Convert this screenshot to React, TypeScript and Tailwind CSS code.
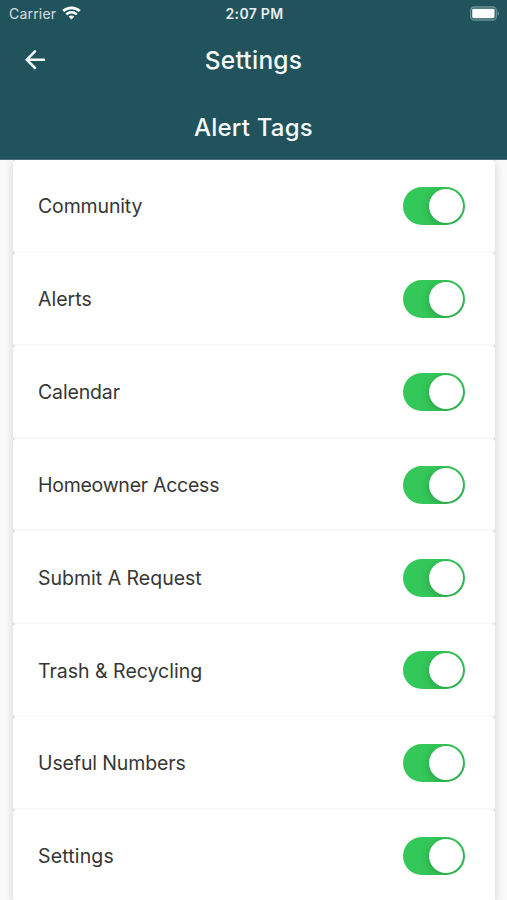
import { useState } from 'react';

const TAGS = [
  { name: 'Community', tracking: 'tracking-[-0.15px]' },
  { name: 'Alerts', tracking: 'tracking-normal' },
  { name: 'Calendar', tracking: 'tracking-[-0.15px]' },
  { name: 'Homeowner Access', tracking: 'tracking-[-0.26px]' },
  { name: 'Submit A Request', tracking: 'tracking-normal' },
  { name: 'Trash & Recycling', tracking: 'tracking-normal' },
  { name: 'Useful Numbers', tracking: 'tracking-[-0.12px]' },
  { name: 'Settings', tracking: 'tracking-[0.15px]' },
];

function StatusBar() {
  return (
    <div className="grid h-7 grid-cols-3 items-center pl-[9px] pr-[7px] text-white/90">
      <div className="flex items-center gap-[6px]">
        <span className="text-[14px] leading-none tracking-[0.2px] text-white/80">Carrier</span>
        <svg width="19" height="14" viewBox="0 0 19 14" fill="none" className="-mt-[2px] text-white">
          <path d="M1.2 5.1C5.9.7 13.1.7 17.8 5.1" stroke="currentColor" strokeWidth="2.7" />
          <path d="M4.3 8.4c3-2.8 7.4-2.8 10.4 0" stroke="currentColor" strokeWidth="2.4" />
          <path d="M9.5 13.6 6.6 10.6c1.6-1.5 4.2-1.5 5.8 0z" fill="currentColor" />
        </svg>
      </div>
      <span className="text-center text-[14px] font-semibold leading-none tracking-[0.3px]">2:07 PM</span>
      <svg width="31" height="15" viewBox="0 0 31 15" fill="none" className="-mt-[2px] justify-self-end">
        <rect x="1.7" y="1" width="25.6" height="13" rx="3.6" stroke="#6b9296" strokeWidth="1.3" />
        <rect x="3.2" y="2.8" width="22.4" height="9.4" rx="1.4" fill="#fff" />
        <path d="M28.7 5.2c1.8.7 1.8 3.9 0 4.6z" fill="#6b9296" />
      </svg>
    </div>
  );
}

function Toggle({ on, onChange }: { on: boolean; onChange: () => void }) {
  return (
    <button
      role="switch"
      aria-checked={on}
      onClick={onChange}
      className={`flex h-[38px] w-[62px] items-center overflow-hidden rounded-full p-[2px] ${on ? 'justify-end bg-[#34c759]' : 'justify-start bg-[#e9e9eb]'}`}
    >
      <span className="size-[34px] rounded-full bg-white shadow-[0_2px_8px_rgba(0,0,0,0.22)]" />
    </button>
  );
}

export default function App() {
  const [enabled, setEnabled] = useState<boolean[]>(TAGS.map(() => true));

  const toggle = (index: number) => {
    setEnabled(enabled.map((value, i) => (i === index ? !value : value)));
  };

  return (
    <div className="flex h-[900px] w-[507px] flex-col overflow-hidden bg-[#fafafa] font-['Inter',sans-serif]">
      <header className="relative z-10 h-40 shrink-0 border-b border-[#4a7179] bg-[#21535c] text-[#f4fafa]">
        <StatusBar />
        <div className="grid h-16 grid-cols-[64px_1fr_64px] items-center">
          <button aria-label="Back" className="pl-[25px]">
            <svg width="21" height="20" viewBox="0 0 21 20" fill="none" stroke="currentColor" strokeWidth="2.5" strokeLinecap="round">
              <path d="M19 9.7H2.4M10 1.4 1.8 9.7l8.2 8.3" />
            </svg>
          </button>
          <h1 className="text-center text-[24.5px] font-medium tracking-[0.25px]">Settings</h1>
        </div>
        <h2 className="pt-[19.5px] text-center text-2xl font-medium tracking-[0.2px]">Alert Tags</h2>
      </header>

      <main className="mr-[12px] ml-[13px] flex shrink-0 flex-col bg-[#d9d9d9] shadow-[0_2px_9px_rgba(0,0,0,0.17)]">
        {TAGS.map((tag, i) => (
          <div
            key={tag.name}
            className="flex h-[92.85px] shrink-0 items-center justify-between rounded-[3px] border-b-2 border-[#f8f8f8] bg-white pt-[1.6px] pl-[25px] pr-[30px]"
          >
            <span className={`pt-[1.5px] text-[19.5px] text-[#363636] ${tag.tracking}`}>{tag.name}</span>
            <Toggle on={enabled[i]} onChange={() => toggle(i)} />
          </div>
        ))}
      </main>
    </div>
  );
}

- - - - -

Return the material word for word. Pictures are not part of the copy.

• **RESPONSE**
Convert this screenshot to React, TypeScript and Tailwind CSS code.
import { useState } from 'react';

const TAGS = [
  { name: 'Community', tracking: 'tracking-[-0.15px]' },
  { name: 'Alerts', tracking: 'tracking-normal' },
  { name: 'Calendar', tracking: 'tracking-[-0.15px]' },
  { name: 'Homeowner Access', tracking: 'tracking-[-0.26px]' },
  { name: 'Submit A Request', tracking: 'tracking-normal' },
  { name: 'Trash & Recycling', tracking: 'tracking-normal' },
  { name: 'Useful Numbers', tracking: 'tracking-[-0.12px]' },
  { name: 'Settings', tracking: 'tracking-[0.15px]' },
];

function StatusBar() {
  return (
    <div className="grid h-7 grid-cols-3 items-center pl-[9px] pr-[7px] text-white/90">
      <div className="flex items-center gap-[6px]">
        <span className="text-[14px] leading-none tracking-[0.2px] text-white/80">Carrier</span>
        <svg width="19" height="14" viewBox="0 0 19 14" fill="none" className="-mt-[2px] text-white">
          <path d="M1.2 5.1C5.9.7 13.1.7 17.8 5.1" stroke="currentColor" strokeWidth="2.7" />
          <path d="M4.3 8.4c3-2.8 7.4-2.8 10.4 0" stroke="currentColor" strokeWidth="2.4" />
          <path d="M9.5 13.6 6.6 10.6c1.6-1.5 4.2-1.5 5.8 0z" fill="currentColor" />
        </svg>
      </div>
      <span className="text-center text-[14px] font-semibold leading-none tracking-[0.3px]">2:07 PM</span>
      <svg width="31" height="15" viewBox="0 0 31 15" fill="none" className="-mt-[2px] justify-self-end">
        <rect x="1.7" y="1" width="25.6" height="13" rx="3.6" stroke="#6b9296" strokeWidth="1.3" />
        <rect x="3.2" y="2.8" width="22.4" height="9.4" rx="1.4" fill="#fff" />
        <path d="M28.7 5.2c1.8.7 1.8 3.9 0 4.6z" fill="#6b9296" />
      </svg>
    </div>
  );
}

function Toggle({ on, onChange }: { on: boolean; onChange: () => void }) {
  return (
    <button
      role="switch"
      aria-checked={on}
      onClick={onChange}
      className={`flex h-[38px] w-[62px] items-center overflow-hidden rounded-full p-[2px] ${on ? 'justify-end bg-[#34c759]' : 'justify-start bg-[#e9e9eb]'}`}
    >
      <span className="size-[34px] rounded-full bg-white shadow-[0_2px_8px_rgba(0,0,0,0.22)]" />
    </button>
  );
}

export default function App() {
  const [enabled, setEnabled] = useState<boolean[]>(TAGS.map(() => true));

  const toggle = (index: number) => {
    setEnabled(enabled.map((value, i) => (i === index ? !value : value)));
  };

  return (
    <div className="flex h-[900px] w-[507px] flex-col overflow-hidden bg-[#fafafa] font-['Inter',sans-serif]">
      <header className="relative z-10 h-40 shrink-0 border-b border-[#4a7179] bg-[#21535c] text-[#f4fafa]">
        <StatusBar />
        <div className="grid h-16 grid-cols-[64px_1fr_64px] items-center">
          <button aria-label="Back" className="pl-[25px]">
            <svg width="21" height="20" viewBox="0 0 21 20" fill="none" stroke="currentColor" strokeWidth="2.5" strokeLinecap="round">
              <path d="M19 9.7H2.4M10 1.4 1.8 9.7l8.2 8.3" />
            </svg>
          </button>
          <h1 className="text-center text-[24.5px] font-medium tracking-[0.25px]">Settings</h1>
        </div>
        <h2 className="pt-[19.5px] text-center text-2xl font-medium tracking-[0.2px]">Alert Tags</h2>
      </header>

      <main className="mr-[12px] ml-[13px] flex shrink-0 flex-col bg-[#d9d9d9] shadow-[0_2px_9px_rgba(0,0,0,0.17)]">
        {TAGS.map((tag, i) => (
          <div
            key={tag.name}
            className="flex h-[92.85px] shrink-0 items-center justify-between rounded-[3px] border-b-2 border-[#f8f8f8] bg-white pt-[1.6px] pl-[25px] pr-[30px]"
          >
            <span className={`pt-[1.5px] text-[19.5px] text-[#363636] ${tag.tracking}`}>{tag.name}</span>
            <Toggle on={enabled[i]} onChange={() => toggle(i)} />
          </div>
        ))}
      </main>
    </div>
  );
}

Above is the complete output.